Do this
Write out the material exactly, leaving every picture behind.

Available data
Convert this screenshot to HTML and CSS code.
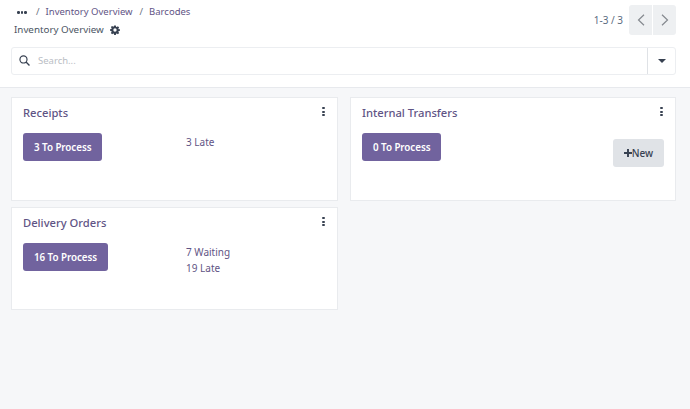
FILE: index.html
```html
<!DOCTYPE html>
<html lang="en">
<head>
<meta charset="utf-8">
<title>Inventory Overview</title>
<link rel="stylesheet" href="styles.css">
</head>
<body>
<header class="panel">
  <div class="panel-top">
    <div class="titles">
      <nav class="crumbs">
        <span class="dots"><i></i><i></i><i></i></span>
        <span class="sep">/</span>
        <a class="crumb">Inventory Overview</a>
        <span class="sep">/</span>
        <a class="crumb">Barcodes</a>
      </nav>
      <div class="current">
        <span>Inventory Overview</span>
        <svg class="gear" viewBox="0 0 24 24" width="10" height="10"><path fill="#374151" fill-rule="evenodd" d="M10 1h4l.6 3.100 1.700.7L19 3l2.900 2.900-1.800 2.700.7 1.700L24 10v4l-3.200.6-.7 1.700 1.800 2.700L19 21.900l-2.700-1.800-1.700.7L14 24h-4l-.6-3.200-1.700-.7L5 21.900 2.100 19l1.800-2.700-.7-1.700L0 14v-4l3.200-.6.7-1.700L2.100 5 5 2.100l2.700 1.800 1.700-.7zM12 8a4 4 0 1 0 0 8 4 4 0 0 0 0-8z"/></svg>
      </div>
    </div>
    <div class="pager">
      <span class="count">1-3 / 3</span>
      <div class="pager-btns">
        <button class="pager-btn"><svg viewBox="0 0 8 12" width="8" height="12"><path d="M7 .7 1.500 6 7 11.300" fill="none" stroke="#85898f" stroke-width="1.200"/></svg></button>
        <button class="pager-btn"><svg viewBox="0 0 8 12" width="8" height="12"><path d="M1 .7 6.500 6 1 11.300" fill="none" stroke="#85898f" stroke-width="1.200"/></svg></button>
      </div>
    </div>
  </div>
  <div class="search">
    <svg class="search-icon" viewBox="0 0 14 14" width="11" height="11"><circle cx="5.700" cy="5.700" r="4.500" fill="none" stroke="#374151" stroke-width="1.500"/><path d="M9 9l4.300 4.300" stroke="#374151" stroke-width="1.700"/></svg>
    <span class="placeholder">Search...</span>
    <span class="search-toggle"><span class="caret"></span></span>
  </div>
</header>
<main class="board">
  <section class="card">
    <div class="card-head"><h2>Receipts</h2><span class="kebab"><i></i><i></i><i></i></span></div>
    <div class="card-body">
      <button class="primary">3 To Process</button>
      <div class="stats"><a>3 Late</a></div>
    </div>
  </section>
  <section class="card">
    <div class="card-head"><h2>Internal Transfers</h2><span class="kebab"><i></i><i></i><i></i></span></div>
    <div class="card-body">
      <button class="primary">0 To Process</button>
      <button class="secondary"><svg viewBox="0 0 10 10" width="8" height="8"><path d="M3.800 0h2.400v3.800H10v2.400H6.200V10H3.800V6.200H0V3.800h3.800z" fill="#374151"/></svg>New</button>
    </div>
  </section>
  <section class="card">
    <div class="card-head"><h2>Delivery Orders</h2><span class="kebab"><i></i><i></i><i></i></span></div>
    <div class="card-body">
      <button class="primary">16 To Process</button>
      <div class="stats"><a>7 Waiting</a><a>19 Late</a></div>
    </div>
  </section>
</main>
</body>
</html>
```
FILE: styles.css
```css
* { box-sizing: border-box; }
html, body { height: 100%; }
body {
  margin: 0;
  background: #f6f7f9;
  color: #374151;
  font-family: "Noto Sans", "Open Sans", sans-serif;
  font-size: 9.500px;
  overflow: hidden;
}
.panel {
  height: 88px;
  background: #fff;
  border-bottom: 1px solid #e7e9ed;
  padding: 4px 11px 0;
}
.panel-top {
  display: flex;
  justify-content: space-between;
  height: 43px;
}
.crumbs {
  display: flex;
  align-items: center;
  height: 15px;
  padding-left: 6px;
  gap: 6px;
}
.crumb { color: #5f5485; font-size: 9.500px; }
.sep { color: #6b7280; font-size: 9.500px; margin-left: 1px; }
.dots { display: flex; gap: 1px; width: 12px; }
.dots i { width: 2.500px; height: 2.500px; background: #374151; border-radius: 50%; margin-top: 2px; }
.current {
  display: flex;
  align-items: center;
  gap: 6px;
  margin-top: 2px;
  margin-left: 3px;
  height: 17px;
  font-size: 9.800px;
  color: #4b5563;
}
.pager {
  display: flex;
  align-items: flex-start;
  gap: 6px;
  margin-right: 3px;
}
.count { color: #5b6b80; font-size: 10px; margin-top: 9px; }
.pager-btns { display: flex; gap: 1px; }
.pager-btn {
  width: 23px;
  height: 30px;
  margin: 1px 0 0;
  padding: 0;
  border: 0;
  background: #eef0f2;
  display: flex;
  align-items: center;
  justify-content: center;
}
.pager-btn:first-child { border-radius: 3px 0 0 3px; }
.pager-btn:last-child { border-radius: 0 3px 3px 0; }
.search {
  display: flex;
  align-items: center;
  height: 27.500px;
  width: 665px;
  border: 1px solid #eceef1;
  border-radius: 3px;
  padding-left: 7px;
}
.search-icon { flex: none; }
.placeholder { color: #b9bdc4; font-size: 9.500px; margin-left: 8px; flex: 1; }
.search-toggle {
  width: 28px;
  height: 100%;
  border-left: 1px solid #dfe2e6;
  display: flex;
  align-items: center;
  justify-content: center;
}
.caret {
  width: 0;
  height: 0;
  border: 4px solid transparent;
  border-top-color: #374151;
  border-bottom: 0;
}
.board {
  display: grid;
  grid-template-columns: 327px 326px;
  grid-template-rows: 104px 103px;
  gap: 6px 12px;
  padding: 9px 0 0 11px;
}
.card {
  background: #fff;
  border: 1px solid #e9ebee;
  padding: 0 11px;
}
.card-head {
  display: flex;
  justify-content: space-between;
  height: 35px;
}
.card-head h2 {
  margin: 6px 0 0;
  font-size: 11.200px;
  line-height: 17px;
  font-weight: 500;
  color: #5f5485;
}
.kebab { display: flex; flex-direction: column; gap: 1.500px; margin: 9px 1px 0 0; }
.kebab i { width: 3px; height: 2px; background: #374151; border-radius: 1px; }
.card-body { position: relative; display: flex; }
.primary {
  height: 28px;
  margin: 0;
  padding: 0 11px;
  border: 0;
  border-radius: 3px;
  background: #71639e;
  color: #fff;
  font: 600 9.800px "Noto Sans", "Open Sans", sans-serif;
  letter-spacing: -0.050px;
}
.stats {
  position: absolute;
  left: 163px;
  display: flex;
  flex-direction: column;
  color: #5f5485;
  font-size: 10px;
  line-height: 15.500px;
  top: 2px;
}
.secondary {
  position: absolute;
  right: 0;
  top: 6px;
  height: 28px;
  width: 51px;
  padding: 0;
  border: 0;
  border-radius: 3px;
  background: #e0e3e7;
  color: #374151;
  font: 500 10px "Noto Sans", "Open Sans", sans-serif;
  display: flex;
  align-items: center;
  justify-content: center;
}
```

Task solution
Convert this screenshot to HTML and CSS code.
FILE: index.html
```html
<!DOCTYPE html>
<html lang="en">
<head>
<meta charset="utf-8">
<title>Inventory Overview</title>
<link rel="stylesheet" href="styles.css">
</head>
<body>
<header class="panel">
  <div class="panel-top">
    <div class="titles">
      <nav class="crumbs">
        <span class="dots"><i></i><i></i><i></i></span>
        <span class="sep">/</span>
        <a class="crumb">Inventory Overview</a>
        <span class="sep">/</span>
        <a class="crumb">Barcodes</a>
      </nav>
      <div class="current">
        <span>Inventory Overview</span>
        <svg class="gear" viewBox="0 0 24 24" width="10" height="10"><path fill="#374151" fill-rule="evenodd" d="M10 1h4l.6 3.100 1.700.7L19 3l2.900 2.900-1.800 2.700.7 1.700L24 10v4l-3.200.6-.7 1.700 1.800 2.700L19 21.900l-2.700-1.800-1.700.7L14 24h-4l-.6-3.200-1.700-.7L5 21.900 2.100 19l1.800-2.700-.7-1.700L0 14v-4l3.200-.6.7-1.700L2.100 5 5 2.100l2.700 1.800 1.700-.7zM12 8a4 4 0 1 0 0 8 4 4 0 0 0 0-8z"/></svg>
      </div>
    </div>
    <div class="pager">
      <span class="count">1-3 / 3</span>
      <div class="pager-btns">
        <button class="pager-btn"><svg viewBox="0 0 8 12" width="8" height="12"><path d="M7 .7 1.500 6 7 11.300" fill="none" stroke="#85898f" stroke-width="1.200"/></svg></button>
        <button class="pager-btn"><svg viewBox="0 0 8 12" width="8" height="12"><path d="M1 .7 6.500 6 1 11.300" fill="none" stroke="#85898f" stroke-width="1.200"/></svg></button>
      </div>
    </div>
  </div>
  <div class="search">
    <svg class="search-icon" viewBox="0 0 14 14" width="11" height="11"><circle cx="5.700" cy="5.700" r="4.500" fill="none" stroke="#374151" stroke-width="1.500"/><path d="M9 9l4.300 4.300" stroke="#374151" stroke-width="1.700"/></svg>
    <span class="placeholder">Search...</span>
    <span class="search-toggle"><span class="caret"></span></span>
  </div>
</header>
<main class="board">
  <section class="card">
    <div class="card-head"><h2>Receipts</h2><span class="kebab"><i></i><i></i><i></i></span></div>
    <div class="card-body">
      <button class="primary">3 To Process</button>
      <div class="stats"><a>3 Late</a></div>
    </div>
  </section>
  <section class="card">
    <div class="card-head"><h2>Internal Transfers</h2><span class="kebab"><i></i><i></i><i></i></span></div>
    <div class="card-body">
      <button class="primary">0 To Process</button>
      <button class="secondary"><svg viewBox="0 0 10 10" width="8" height="8"><path d="M3.800 0h2.400v3.800H10v2.400H6.200V10H3.800V6.200H0V3.800h3.800z" fill="#374151"/></svg>New</button>
    </div>
  </section>
  <section class="card">
    <div class="card-head"><h2>Delivery Orders</h2><span class="kebab"><i></i><i></i><i></i></span></div>
    <div class="card-body">
      <button class="primary">16 To Process</button>
      <div class="stats"><a>7 Waiting</a><a>19 Late</a></div>
    </div>
  </section>
</main>
</body>
</html>
```
FILE: styles.css
```css
* { box-sizing: border-box; }
html, body { height: 100%; }
body {
  margin: 0;
  background: #f6f7f9;
  color: #374151;
  font-family: "Noto Sans", "Open Sans", sans-serif;
  font-size: 9.500px;
  overflow: hidden;
}
.panel {
  height: 88px;
  background: #fff;
  border-bottom: 1px solid #e7e9ed;
  padding: 4px 11px 0;
}
.panel-top {
  display: flex;
  justify-content: space-between;
  height: 43px;
}
.crumbs {
  display: flex;
  align-items: center;
  height: 15px;
  padding-left: 6px;
  gap: 6px;
}
.crumb { color: #5f5485; font-size: 9.500px; }
.sep { color: #6b7280; font-size: 9.500px; margin-left: 1px; }
.dots { display: flex; gap: 1px; width: 12px; }
.dots i { width: 2.500px; height: 2.500px; background: #374151; border-radius: 50%; margin-top: 2px; }
.current {
  display: flex;
  align-items: center;
  gap: 6px;
  margin-top: 2px;
  margin-left: 3px;
  height: 17px;
  font-size: 9.800px;
  color: #4b5563;
}
.pager {
  display: flex;
  align-items: flex-start;
  gap: 6px;
  margin-right: 3px;
}
.count { color: #5b6b80; font-size: 10px; margin-top: 9px; }
.pager-btns { display: flex; gap: 1px; }
.pager-btn {
  width: 23px;
  height: 30px;
  margin: 1px 0 0;
  padding: 0;
  border: 0;
  background: #eef0f2;
  display: flex;
  align-items: center;
  justify-content: center;
}
.pager-btn:first-child { border-radius: 3px 0 0 3px; }
.pager-btn:last-child { border-radius: 0 3px 3px 0; }
.search {
  display: flex;
  align-items: center;
  height: 27.500px;
  width: 665px;
  border: 1px solid #eceef1;
  border-radius: 3px;
  padding-left: 7px;
}
.search-icon { flex: none; }
.placeholder { color: #b9bdc4; font-size: 9.500px; margin-left: 8px; flex: 1; }
.search-toggle {
  width: 28px;
  height: 100%;
  border-left: 1px solid #dfe2e6;
  display: flex;
  align-items: center;
  justify-content: center;
}
.caret {
  width: 0;
  height: 0;
  border: 4px solid transparent;
  border-top-color: #374151;
  border-bottom: 0;
}
.board {
  display: grid;
  grid-template-columns: 327px 326px;
  grid-template-rows: 104px 103px;
  gap: 6px 12px;
  padding: 9px 0 0 11px;
}
.card {
  background: #fff;
  border: 1px solid #e9ebee;
  padding: 0 11px;
}
.card-head {
  display: flex;
  justify-content: space-between;
  height: 35px;
}
.card-head h2 {
  margin: 6px 0 0;
  font-size: 11.200px;
  line-height: 17px;
  font-weight: 500;
  color: #5f5485;
}
.kebab { display: flex; flex-direction: column; gap: 1.500px; margin: 9px 1px 0 0; }
.kebab i { width: 3px; height: 2px; background: #374151; border-radius: 1px; }
.card-body { position: relative; display: flex; }
.primary {
  height: 28px;
  margin: 0;
  padding: 0 11px;
  border: 0;
  border-radius: 3px;
  background: #71639e;
  color: #fff;
  font: 600 9.800px "Noto Sans", "Open Sans", sans-serif;
  letter-spacing: -0.050px;
}
.stats {
  position: absolute;
  left: 163px;
  display: flex;
  flex-direction: column;
  color: #5f5485;
  font-size: 10px;
  line-height: 15.500px;
  top: 2px;
}
.secondary {
  position: absolute;
  right: 0;
  top: 6px;
  height: 28px;
  width: 51px;
  padding: 0;
  border: 0;
  border-radius: 3px;
  background: #e0e3e7;
  color: #374151;
  font: 500 10px "Noto Sans", "Open Sans", sans-serif;
  display: flex;
  align-items: center;
  justify-content: center;
}
```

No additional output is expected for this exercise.